In the short span of time that they planned the celebration, they also found their outfits in that amount of time too. On her wedding day, Cara wore a tea-length, floral-jacquard dress from Brock Collection’s resort collection that had asymmetric snaps up the front and white ribbon straps and ivory velvet Tabitha Simmons mules. She completed her bridal look with a pair of ivory and gold lovebird earrings by Of Rare Origin

During the reception for warmth, Cara wore a light colored, vintage mink stole that one of her best friends gifted her for being a bridesmaid in her wedding. For beauty, Genna Still gave the bride loose waves, while Cassandra Garcia recreated Cara’s makeup look from the Met Gala—very simple and soft.

At the church, the bride’s brother walked her down the aisle to “All You Need is Love” by The Beatles. “My dad passed away a few years back so I know that since he wasn’t there to walk with me himself, his next choice certainly would have been Chad,” Cara says. After saying, “I do,” the couple was showered with dried roses and rosemary as they exited the building. 

Everyone re-joined in the back carriage house of Palma in the West Village for the dinner reception. Event designer Raúl Àvila, who Cara had worked with multiple times while with Vogue, created the most perfect table arrangements in deep reds (and all the bouquets for the bridal party). Also on the table were a few of Cara’s mother’s antique pieces and two vintage crystal coupe glasses with “Bride” and “Groom” etched onto their sides.

The bountiful meal included caprese salads, grilled shrimp, meatballs, pasta, grilled branzino, and grilled steak and ended with a delicious wedding cake by Nine Cakes. They used one Cara’s mother’s vintage wedding toppers atop the creation, and Cara’s mother’s friend gifted them a sterling silver cake knife, which they used to cut the first slice.

They didn’t plan to dance, but Peter was in charge of making the dinner playlist, and when the song he chose for his mother, “Amiga Da Minha Mulher” by Seu Jorge, came on, she had everyone up and moving. “I’ll always remember salsa dancing with my now brother-in-law, Erik, to that song!”
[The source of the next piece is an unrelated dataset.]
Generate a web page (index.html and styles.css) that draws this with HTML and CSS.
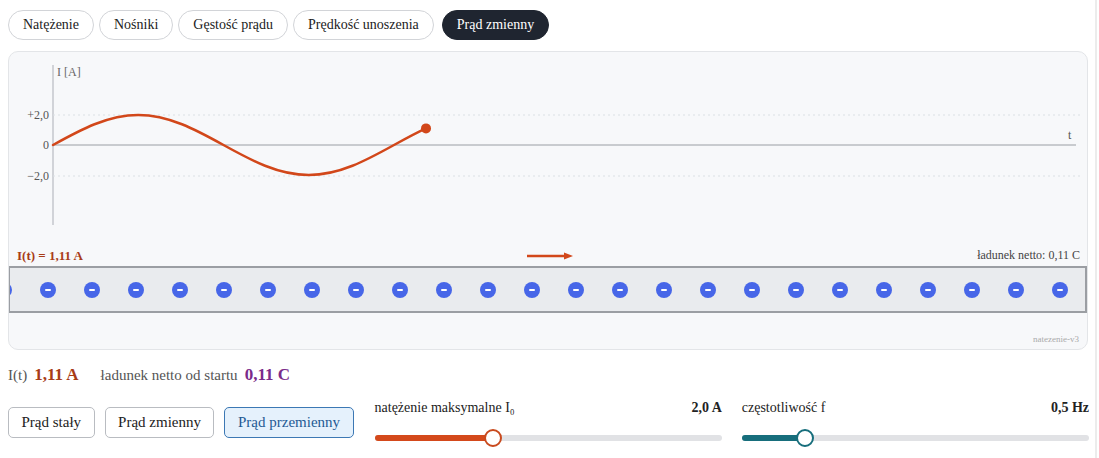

The newlyweds then had their first dance to “Everywhere” by Fleetwood Mac. At one later point in the evening, Cara’s 90-year-old grandmother checked out another party going on upstairs, and everyone there was so impressed that she had traveled all the way to the city for her granddaughter’s wedding that they gave her a standing ovation. Making friends with them, she brought down a few to join her party. 

After dinner and impromptu dancing ended, the newlyweds went back to the Soho Grand Hotel, where friends they had texted the day before stopped by to share a few drinks into the night.